In fact, toward the end of my last session with her, I expressed my sense of pleasant surprise over how my leave from work seems to have been so effective. Yes, tackling bit by bit the so-called “noise” has been a huge relief but, as I told her, after each session I mull over our discussions, especially what she said. To that, she nodded in agreement and said, “You’ve got a good ability at introspection, at looking inside yourself.” I know she meant it, but I also know that she’s figured out with me that a little positive feedback goes a long way, like the solace I found in not being declared “Just plain nuts.”
Reconnecting with People
I notice with some curiosity that, since April, I have had a strong desire to connect with people. I started with a few select friends; then, I came clean with my mother.

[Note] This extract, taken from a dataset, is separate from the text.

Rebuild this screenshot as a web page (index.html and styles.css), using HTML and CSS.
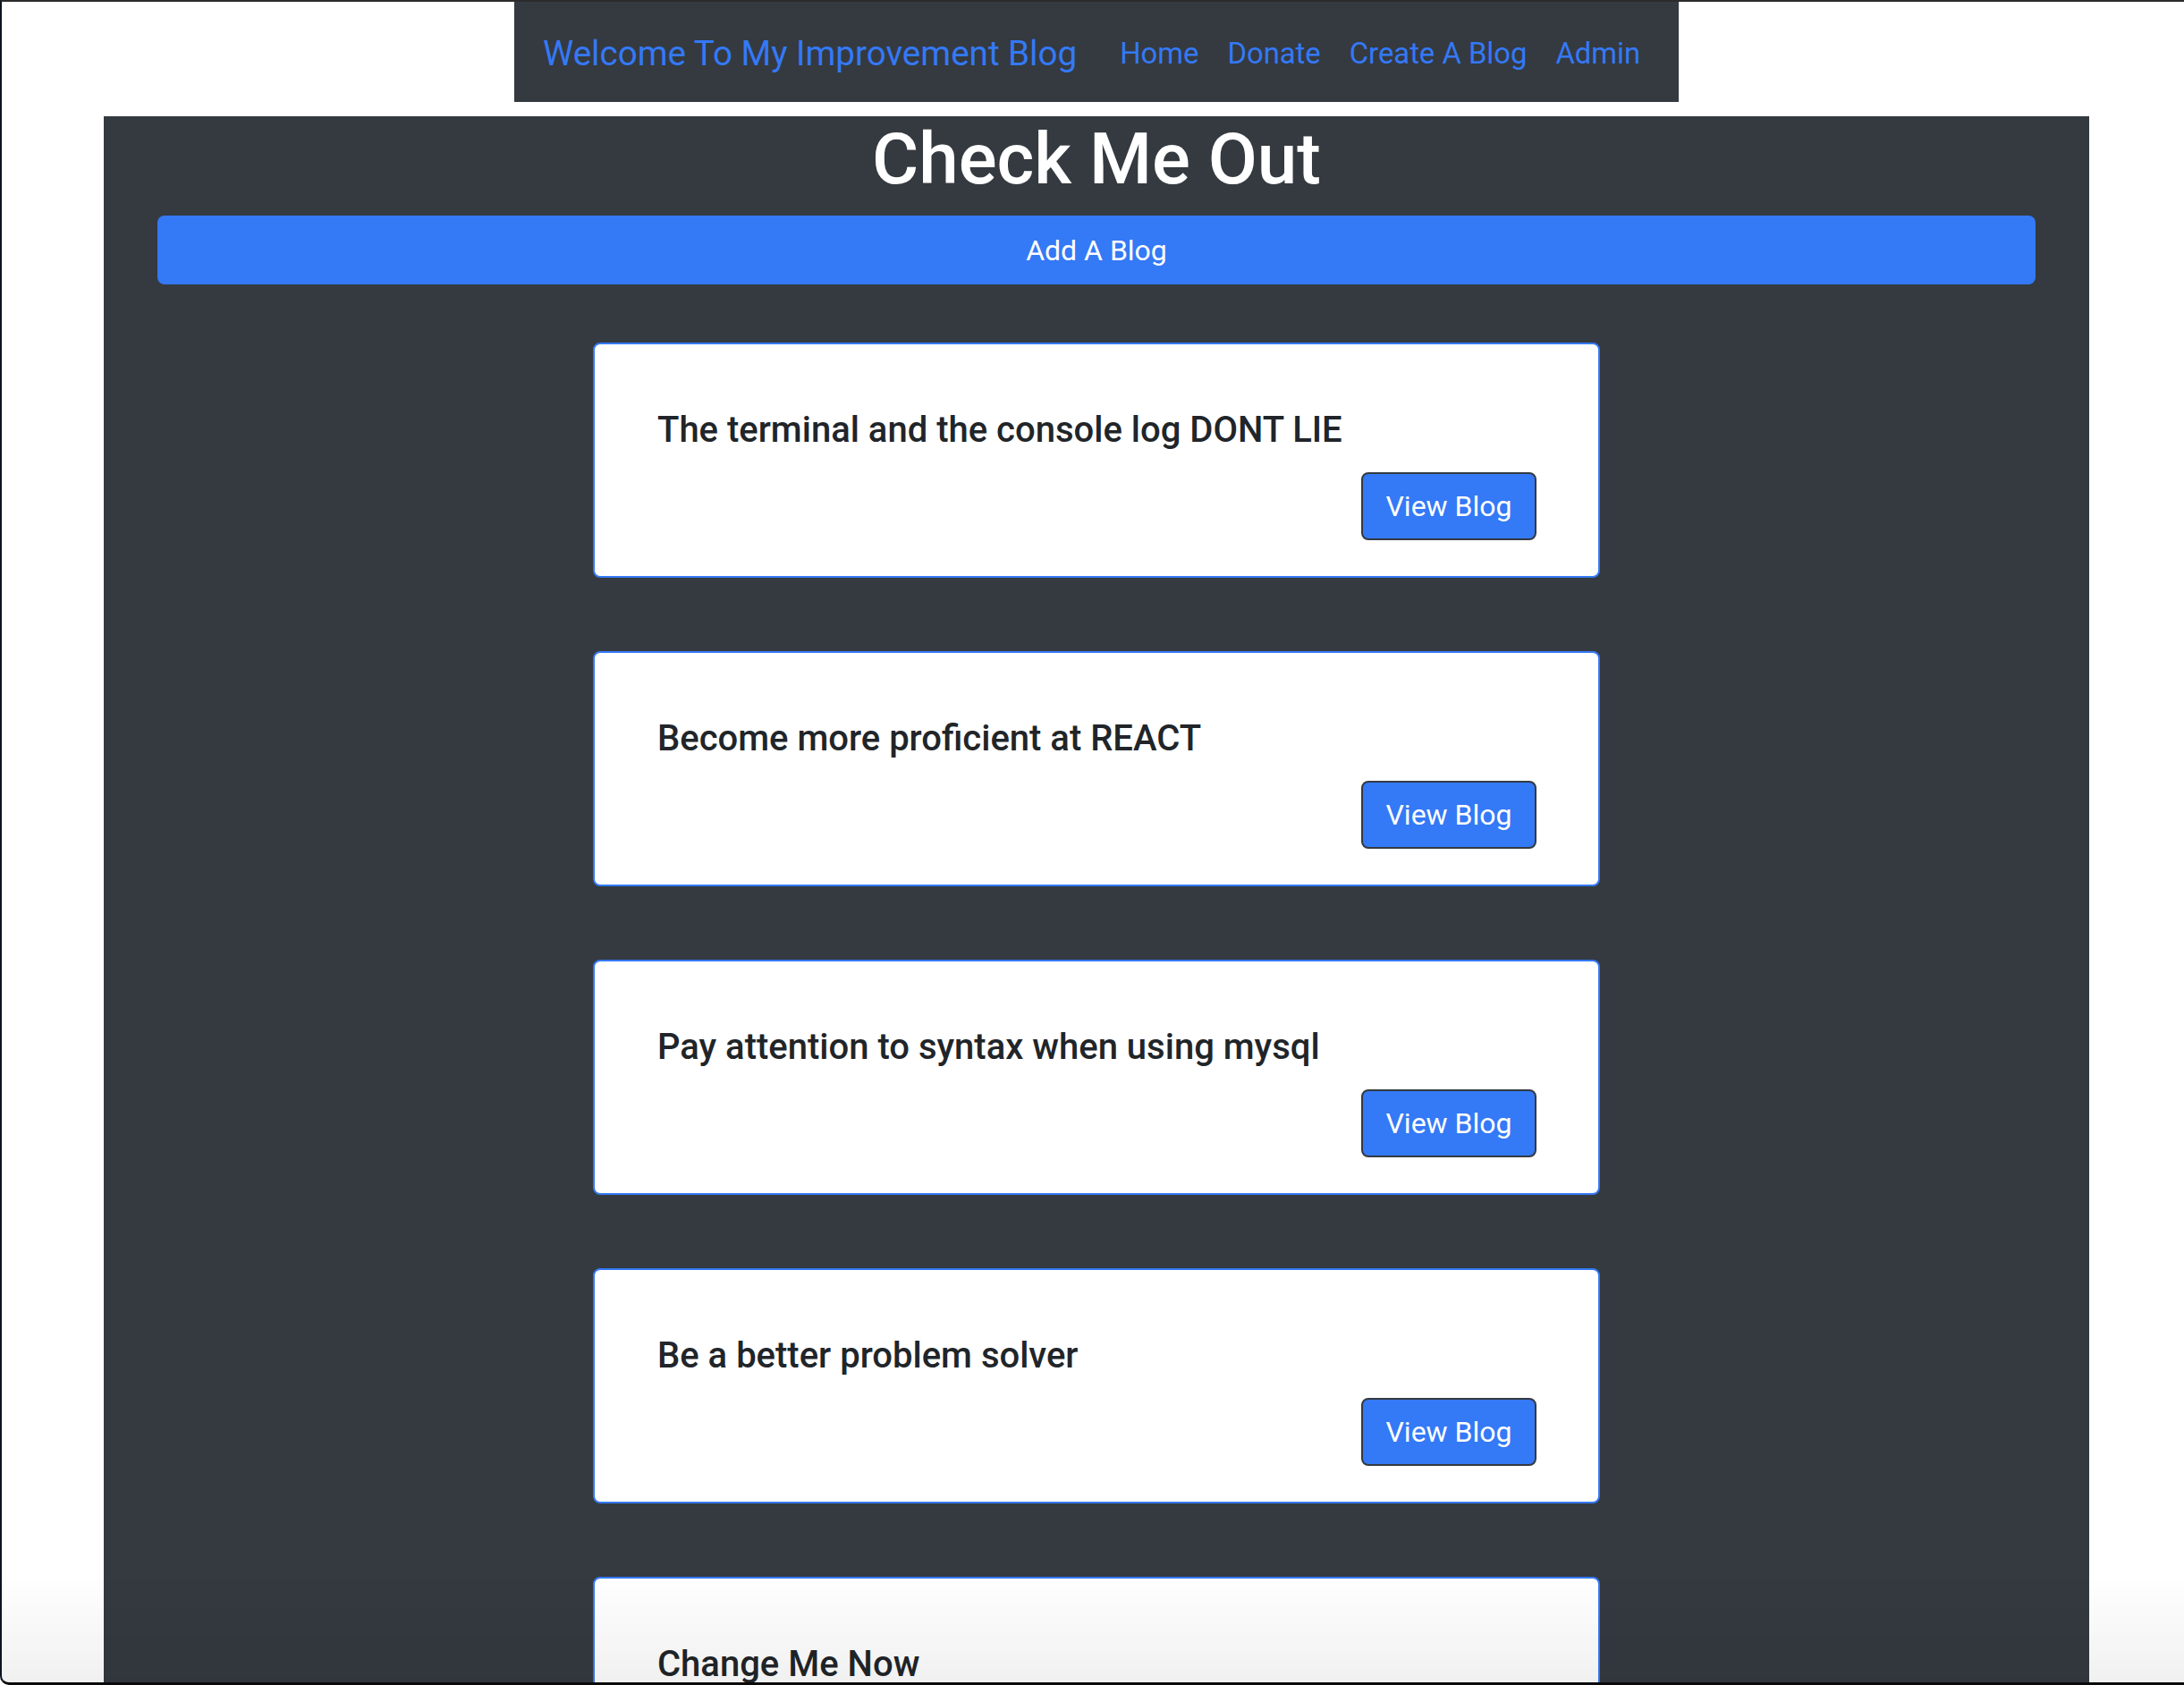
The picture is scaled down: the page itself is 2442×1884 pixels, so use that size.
FILE: index.html
```html
<!DOCTYPE html>
<html lang="en">
<head>
<meta charset="utf-8">
<title>Welcome To My Improvement Blog</title>
<link rel="stylesheet" href="styles.css">
</head>
<body>
<div class="page">
  <nav class="navbar">
    <a class="brand" href="#">Welcome To My Improvement Blog</a>
    <a class="nav-link" href="#">Home</a>
    <a class="nav-link" href="#">Donate</a>
    <a class="nav-link" href="#">Create A Blog</a>
    <a class="nav-link" href="#">Admin</a>
  </nav>
  <main class="main">
    <h1 class="title">Check Me Out</h1>
    <button class="add-btn">Add A Blog</button>
    <div class="cards">
      <div class="card">
        <h5 class="card-title">The terminal and the console log DONT LIE</h5>
        <div class="card-actions"><button class="view-btn">View Blog</button></div>
      </div>
      <div class="card">
        <h5 class="card-title">Become more proficient at REACT</h5>
        <div class="card-actions"><button class="view-btn">View Blog</button></div>
      </div>
      <div class="card">
        <h5 class="card-title">Pay attention to syntax when using mysql</h5>
        <div class="card-actions"><button class="view-btn">View Blog</button></div>
      </div>
      <div class="card">
        <h5 class="card-title">Be a better problem solver</h5>
        <div class="card-actions"><button class="view-btn">View Blog</button></div>
      </div>
      <div class="card">
        <h5 class="card-title">Change Me Now</h5>
        <div class="card-actions"><button class="view-btn">View Blog</button></div>
      </div>
    </div>
  </main>
</div>
<div class="frame"></div>
</body>
</html>
```

FILE: styles.css
```css
html, body {
  margin: 0;
  padding: 0;
  background: #ffffff;
}
body {
  font-family: Roboto, "Noto Sans", "Liberation Sans", sans-serif;
  color: #212529;
  overflow: hidden;
  height: 1884px;
}
.page {
  padding-left: 10px;
}
.navbar {
  width: 1302px;
  height: 114px;
  box-sizing: border-box;
  margin: 0 auto 16px;
  background: #343a40;
  display: flex;
  align-items: center;
  padding: 5px 32px 0;
  white-space: nowrap;
}
.brand {
  font-size: 38.6px;
  color: #3479f6;
  text-decoration: none;
  margin-right: 32px;
  line-height: 60px;
}
.nav-link {
  font-size: 32.8px;
  color: #3479f6;
  text-decoration: none;
  padding: 0 16px;
  line-height: 48px;
}
.main {
  width: 2220px;
  box-sizing: border-box;
  margin: 0 auto;
  background: #343a40;
  padding: 0 60px 200px;
  min-height: 1800px;
}
.title {
  margin: 0 0 15px;
  font-size: 80px;
  font-weight: 500;
  line-height: 96px;
  color: #ffffff;
  text-align: center;
}
.add-btn {
  display: block;
  width: 100%;
  height: 77px;
  border: none;
  border-radius: 8px;
  background: #3479f6;
  color: #ffffff;
  font-family: inherit;
  font-size: 32px;
  line-height: 48px;
}
.cards {
  margin-top: 65px;
  display: flex;
  flex-direction: column;
  align-items: center;
  gap: 82px;
}
.card {
  width: 1126px;
  box-sizing: border-box;
  background: #ffffff;
  border: 2px solid #3479f6;
  border-radius: 8px;
  padding: 72px 69px 40px 70px;
}
.card-title {
  margin: 0 0 23px;
  font-size: 40px;
  font-weight: 500;
  line-height: 48px;
  color: #212529;
  white-space: nowrap;
}
.card-actions {
  display: flex;
  justify-content: flex-end;
}
.view-btn {
  background: #3479f6;
  color: #ffffff;
  border: 2px solid #343a40;
  border-radius: 8px;
  font-family: inherit;
  font-size: 32px;
  line-height: 48px;
  padding: 12px 0;
  width: 196px;
  height: 76px;
  white-space: nowrap;
}
.frame {
  position: fixed;
  left: 0;
  top: 0;
  width: 2442px;
  height: 1884px;
  box-sizing: border-box;
  border-top: 2px solid #2b2b2b;
  border-left: 2px solid #0e1321;
  border-bottom: 3px solid #0a0a0a;
  border-bottom-left-radius: 10px;
  pointer-events: none;
  background: linear-gradient(to bottom, rgba(0,0,0,0) 0, rgba(0,0,0,0) 1760px, rgba(0,0,0,0.06) 1884px);
}
```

However, there have also been reconnections. Recall, for instance, the reconnection with Da Big Goof shortly after my birthday. In the few days afterwards, I reconnected via Facebook with someone with whom I went to the Université de Moncton — someone who, as it turns out, has been in Montréal for more than a decade. Later, when I felt the urge to find those old Enigma tracks on YouTube, I remembered the person who had unintentionally driven me away from that music almost 15 years ago. At this point of my life, the pain was long gone; it was replaced by a simple “I wonder what he’s up to these days” and I found through Facebook that he’s now living in Ottawa, doing roughly the same kind of work he did back then. So, I reconnected with him and we may meet up sometime. Finally, this weekend, I went to Ottawa and spent a most pleasant day with The First One — indeed, my first boyfriend when I was merely 17.
Reconnecting with Life
The Queen of Sheba called me late last week in response to an e-mail I sent her. She expressed both her joy and amazement over how I seem to be reconnecting so well with life. In turn, I expressed how I didn’t quite understand this desire I have to trace back people from so long ago, but I’m just going with it. I’m merely chalking up this need to being a byproduct of a period of intense introspection. It’s as though looking back provides context for the path forward.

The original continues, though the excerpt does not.